* **Problem description**
Quote verbatim every line from the line containing "Convert this screenshot" to the line containing "const projects = [1, 2];", inclusive of both, and no other line.

— Start Material provided —

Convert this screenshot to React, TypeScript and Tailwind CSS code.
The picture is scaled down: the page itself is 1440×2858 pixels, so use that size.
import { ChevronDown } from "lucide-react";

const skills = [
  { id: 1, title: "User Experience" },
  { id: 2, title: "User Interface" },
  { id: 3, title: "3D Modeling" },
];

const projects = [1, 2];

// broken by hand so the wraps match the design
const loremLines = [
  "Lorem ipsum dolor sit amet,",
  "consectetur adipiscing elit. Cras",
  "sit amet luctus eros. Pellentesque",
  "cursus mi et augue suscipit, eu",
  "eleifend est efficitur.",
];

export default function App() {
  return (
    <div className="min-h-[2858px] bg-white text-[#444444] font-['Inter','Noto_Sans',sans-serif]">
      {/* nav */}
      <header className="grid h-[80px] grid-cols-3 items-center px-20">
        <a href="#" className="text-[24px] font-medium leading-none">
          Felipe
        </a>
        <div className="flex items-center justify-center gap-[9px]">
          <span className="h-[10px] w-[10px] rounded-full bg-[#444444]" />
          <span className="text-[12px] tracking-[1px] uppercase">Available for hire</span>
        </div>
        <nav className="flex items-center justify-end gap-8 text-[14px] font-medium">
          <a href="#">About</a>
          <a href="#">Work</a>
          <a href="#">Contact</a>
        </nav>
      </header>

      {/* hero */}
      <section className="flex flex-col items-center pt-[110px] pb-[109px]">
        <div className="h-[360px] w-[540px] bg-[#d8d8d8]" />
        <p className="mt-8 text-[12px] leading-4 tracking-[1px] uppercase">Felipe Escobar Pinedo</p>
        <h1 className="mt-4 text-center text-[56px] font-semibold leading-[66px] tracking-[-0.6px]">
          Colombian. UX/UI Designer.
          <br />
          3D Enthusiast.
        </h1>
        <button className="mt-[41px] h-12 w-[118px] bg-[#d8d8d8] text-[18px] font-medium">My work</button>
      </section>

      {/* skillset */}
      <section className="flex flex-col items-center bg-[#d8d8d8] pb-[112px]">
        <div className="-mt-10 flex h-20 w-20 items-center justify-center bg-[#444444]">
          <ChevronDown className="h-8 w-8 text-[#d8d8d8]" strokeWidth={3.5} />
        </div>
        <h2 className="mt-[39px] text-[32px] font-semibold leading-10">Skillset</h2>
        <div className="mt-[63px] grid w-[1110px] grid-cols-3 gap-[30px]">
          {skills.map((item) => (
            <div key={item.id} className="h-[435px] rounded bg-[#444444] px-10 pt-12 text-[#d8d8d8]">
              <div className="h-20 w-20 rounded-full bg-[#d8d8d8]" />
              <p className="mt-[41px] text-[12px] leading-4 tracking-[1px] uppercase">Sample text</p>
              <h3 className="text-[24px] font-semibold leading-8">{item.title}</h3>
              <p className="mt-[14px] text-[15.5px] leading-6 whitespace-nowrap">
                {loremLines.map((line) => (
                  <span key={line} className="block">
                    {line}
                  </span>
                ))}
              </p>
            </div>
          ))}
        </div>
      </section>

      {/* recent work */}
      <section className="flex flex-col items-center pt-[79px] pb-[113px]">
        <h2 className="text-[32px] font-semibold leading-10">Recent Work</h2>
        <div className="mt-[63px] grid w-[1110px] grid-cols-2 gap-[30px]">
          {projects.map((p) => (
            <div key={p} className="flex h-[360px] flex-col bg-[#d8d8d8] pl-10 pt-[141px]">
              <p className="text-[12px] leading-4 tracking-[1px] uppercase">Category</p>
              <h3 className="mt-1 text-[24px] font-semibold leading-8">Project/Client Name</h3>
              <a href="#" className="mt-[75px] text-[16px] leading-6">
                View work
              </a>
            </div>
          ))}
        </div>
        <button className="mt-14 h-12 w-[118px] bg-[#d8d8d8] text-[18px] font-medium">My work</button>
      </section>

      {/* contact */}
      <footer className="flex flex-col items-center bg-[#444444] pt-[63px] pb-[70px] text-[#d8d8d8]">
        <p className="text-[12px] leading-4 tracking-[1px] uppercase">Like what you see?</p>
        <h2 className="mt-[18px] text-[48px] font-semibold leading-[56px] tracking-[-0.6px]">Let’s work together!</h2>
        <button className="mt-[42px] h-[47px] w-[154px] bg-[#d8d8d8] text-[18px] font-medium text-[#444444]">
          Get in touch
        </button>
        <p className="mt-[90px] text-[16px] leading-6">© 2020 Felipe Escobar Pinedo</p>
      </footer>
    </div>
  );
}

— End Material provided —
— Start Material provided —

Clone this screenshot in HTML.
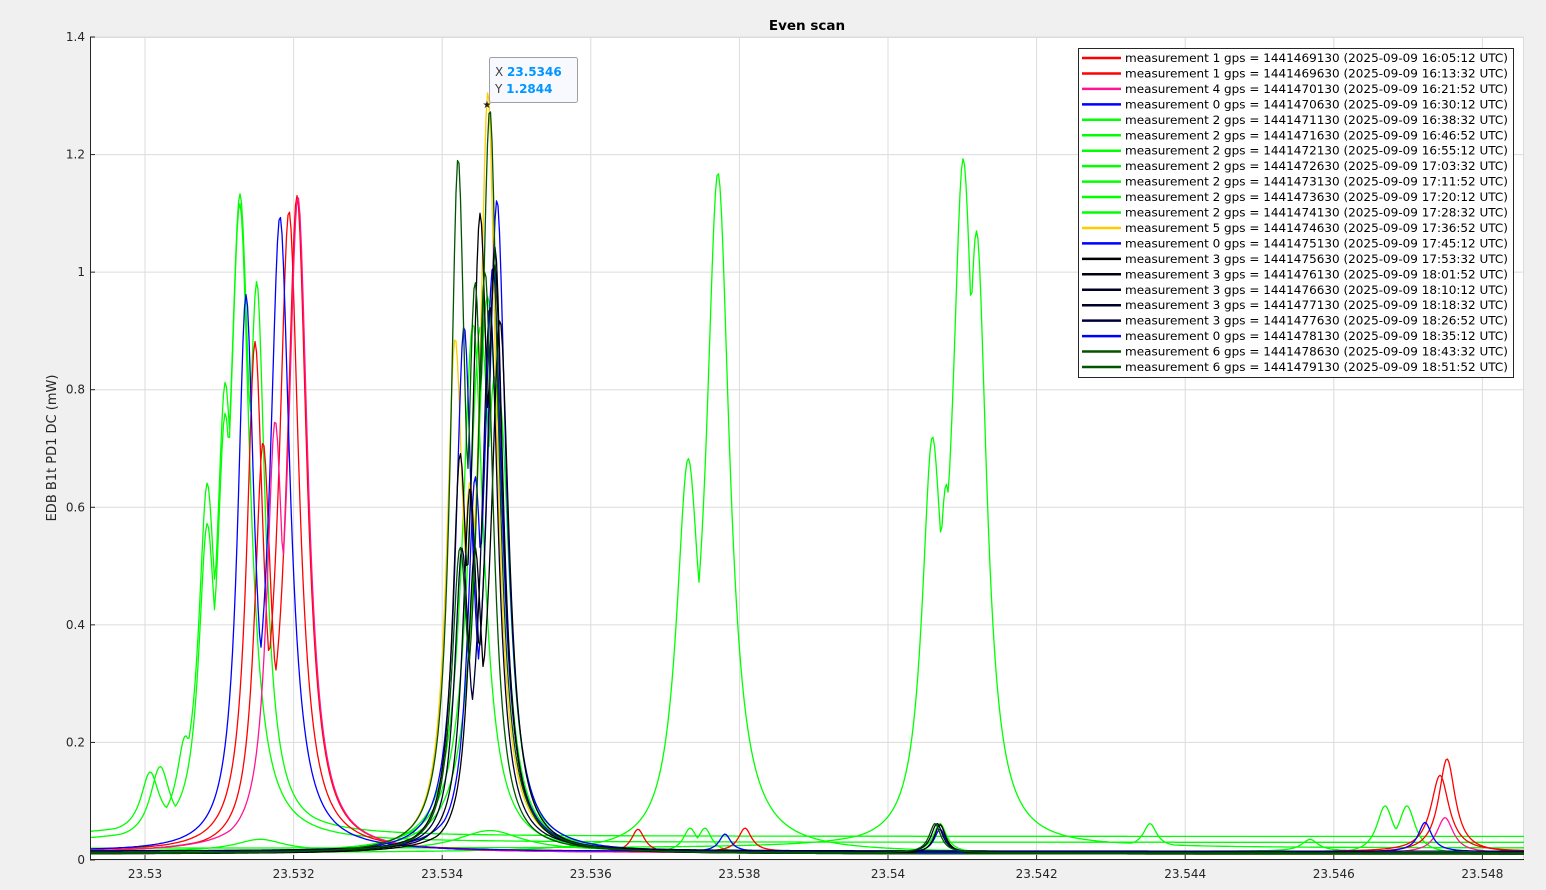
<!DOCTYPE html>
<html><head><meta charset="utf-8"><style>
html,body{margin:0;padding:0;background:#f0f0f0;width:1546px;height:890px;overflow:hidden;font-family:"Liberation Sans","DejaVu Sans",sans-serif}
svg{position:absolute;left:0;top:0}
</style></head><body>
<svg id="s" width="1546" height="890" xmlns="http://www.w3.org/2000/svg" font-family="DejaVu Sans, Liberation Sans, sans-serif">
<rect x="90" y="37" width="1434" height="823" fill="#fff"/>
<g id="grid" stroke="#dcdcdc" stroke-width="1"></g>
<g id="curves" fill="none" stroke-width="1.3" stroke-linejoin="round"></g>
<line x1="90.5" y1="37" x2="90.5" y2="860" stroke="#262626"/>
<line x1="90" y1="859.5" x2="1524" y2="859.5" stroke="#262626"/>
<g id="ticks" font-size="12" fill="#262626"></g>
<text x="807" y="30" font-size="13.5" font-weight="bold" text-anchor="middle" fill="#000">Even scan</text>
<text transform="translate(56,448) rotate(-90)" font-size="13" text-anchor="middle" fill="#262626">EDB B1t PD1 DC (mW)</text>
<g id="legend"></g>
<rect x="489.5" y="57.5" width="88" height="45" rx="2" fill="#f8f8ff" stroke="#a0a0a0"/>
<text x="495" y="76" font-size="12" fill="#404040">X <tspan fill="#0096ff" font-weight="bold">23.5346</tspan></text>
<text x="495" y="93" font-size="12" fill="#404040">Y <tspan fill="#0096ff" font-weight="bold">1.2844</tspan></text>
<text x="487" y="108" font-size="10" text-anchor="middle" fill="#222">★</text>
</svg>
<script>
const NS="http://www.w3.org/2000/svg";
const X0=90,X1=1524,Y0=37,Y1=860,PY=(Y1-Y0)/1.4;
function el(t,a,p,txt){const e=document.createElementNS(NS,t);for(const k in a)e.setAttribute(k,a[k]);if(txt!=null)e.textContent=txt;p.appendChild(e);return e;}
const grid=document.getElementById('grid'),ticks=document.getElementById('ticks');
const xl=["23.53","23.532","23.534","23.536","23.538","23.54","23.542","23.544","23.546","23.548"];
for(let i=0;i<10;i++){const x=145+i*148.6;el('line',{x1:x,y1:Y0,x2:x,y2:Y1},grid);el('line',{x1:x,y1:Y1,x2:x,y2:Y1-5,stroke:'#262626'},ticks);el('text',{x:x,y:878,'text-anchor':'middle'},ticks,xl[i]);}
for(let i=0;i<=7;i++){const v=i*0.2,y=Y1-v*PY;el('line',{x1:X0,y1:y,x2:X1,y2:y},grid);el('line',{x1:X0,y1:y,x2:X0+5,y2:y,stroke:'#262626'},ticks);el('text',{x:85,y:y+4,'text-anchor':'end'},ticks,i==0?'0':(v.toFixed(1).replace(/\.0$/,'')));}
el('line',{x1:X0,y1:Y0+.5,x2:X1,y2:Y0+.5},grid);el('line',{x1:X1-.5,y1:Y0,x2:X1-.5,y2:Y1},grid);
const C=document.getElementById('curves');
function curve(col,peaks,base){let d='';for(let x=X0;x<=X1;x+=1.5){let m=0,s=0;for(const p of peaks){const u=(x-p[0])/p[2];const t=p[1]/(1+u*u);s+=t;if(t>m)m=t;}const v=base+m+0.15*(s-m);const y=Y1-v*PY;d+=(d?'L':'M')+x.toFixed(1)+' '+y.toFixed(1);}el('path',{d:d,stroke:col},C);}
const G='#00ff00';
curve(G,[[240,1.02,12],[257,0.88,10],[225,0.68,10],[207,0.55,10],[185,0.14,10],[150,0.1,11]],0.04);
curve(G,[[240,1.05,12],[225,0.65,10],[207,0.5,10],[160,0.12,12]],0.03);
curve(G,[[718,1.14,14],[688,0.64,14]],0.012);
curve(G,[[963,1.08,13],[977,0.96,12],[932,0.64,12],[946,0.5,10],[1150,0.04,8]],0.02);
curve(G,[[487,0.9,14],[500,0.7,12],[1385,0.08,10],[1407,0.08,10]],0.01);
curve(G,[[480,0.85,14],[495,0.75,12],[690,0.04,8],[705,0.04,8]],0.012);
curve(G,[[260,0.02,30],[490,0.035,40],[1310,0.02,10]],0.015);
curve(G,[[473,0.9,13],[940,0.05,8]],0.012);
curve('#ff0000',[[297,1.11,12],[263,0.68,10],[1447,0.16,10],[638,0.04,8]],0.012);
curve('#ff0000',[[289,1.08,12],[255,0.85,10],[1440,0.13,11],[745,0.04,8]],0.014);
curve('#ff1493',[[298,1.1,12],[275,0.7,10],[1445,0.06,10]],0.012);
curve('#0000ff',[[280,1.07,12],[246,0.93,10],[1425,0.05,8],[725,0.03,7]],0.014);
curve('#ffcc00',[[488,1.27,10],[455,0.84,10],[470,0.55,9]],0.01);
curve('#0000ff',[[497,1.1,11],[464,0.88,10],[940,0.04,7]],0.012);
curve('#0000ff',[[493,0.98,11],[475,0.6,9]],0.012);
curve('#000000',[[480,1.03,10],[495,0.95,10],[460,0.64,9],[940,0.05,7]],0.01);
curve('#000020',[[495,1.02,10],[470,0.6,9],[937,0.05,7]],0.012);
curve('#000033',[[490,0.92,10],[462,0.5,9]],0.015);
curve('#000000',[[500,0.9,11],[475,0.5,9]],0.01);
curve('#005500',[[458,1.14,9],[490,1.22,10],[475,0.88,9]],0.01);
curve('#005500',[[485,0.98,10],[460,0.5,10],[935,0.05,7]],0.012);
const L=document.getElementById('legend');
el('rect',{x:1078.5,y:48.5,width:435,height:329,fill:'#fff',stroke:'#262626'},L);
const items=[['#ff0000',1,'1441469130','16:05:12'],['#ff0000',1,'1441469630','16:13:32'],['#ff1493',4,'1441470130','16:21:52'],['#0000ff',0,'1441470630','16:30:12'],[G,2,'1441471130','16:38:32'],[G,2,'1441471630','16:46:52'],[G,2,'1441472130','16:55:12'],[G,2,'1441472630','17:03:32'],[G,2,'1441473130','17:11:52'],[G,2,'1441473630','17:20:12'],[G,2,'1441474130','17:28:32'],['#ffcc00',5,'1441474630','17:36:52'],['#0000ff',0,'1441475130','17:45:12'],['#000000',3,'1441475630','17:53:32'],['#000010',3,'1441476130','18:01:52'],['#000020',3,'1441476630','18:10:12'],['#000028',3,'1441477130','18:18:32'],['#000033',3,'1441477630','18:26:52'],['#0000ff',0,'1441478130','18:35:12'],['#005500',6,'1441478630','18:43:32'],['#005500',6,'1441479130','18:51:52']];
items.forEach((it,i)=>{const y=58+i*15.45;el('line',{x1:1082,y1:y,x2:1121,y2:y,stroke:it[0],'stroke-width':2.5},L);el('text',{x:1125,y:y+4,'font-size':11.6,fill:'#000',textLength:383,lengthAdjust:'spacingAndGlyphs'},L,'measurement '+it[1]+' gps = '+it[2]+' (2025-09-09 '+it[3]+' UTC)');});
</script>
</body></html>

— End Material provided —

* **Problem solution**
Convert this screenshot to React, TypeScript and Tailwind CSS code.
The picture is scaled down: the page itself is 1440×2858 pixels, so use that size.
import { ChevronDown } from "lucide-react";

const skills = [
  { id: 1, title: "User Experience" },
  { id: 2, title: "User Interface" },
  { id: 3, title: "3D Modeling" },
];

const projects = [1, 2];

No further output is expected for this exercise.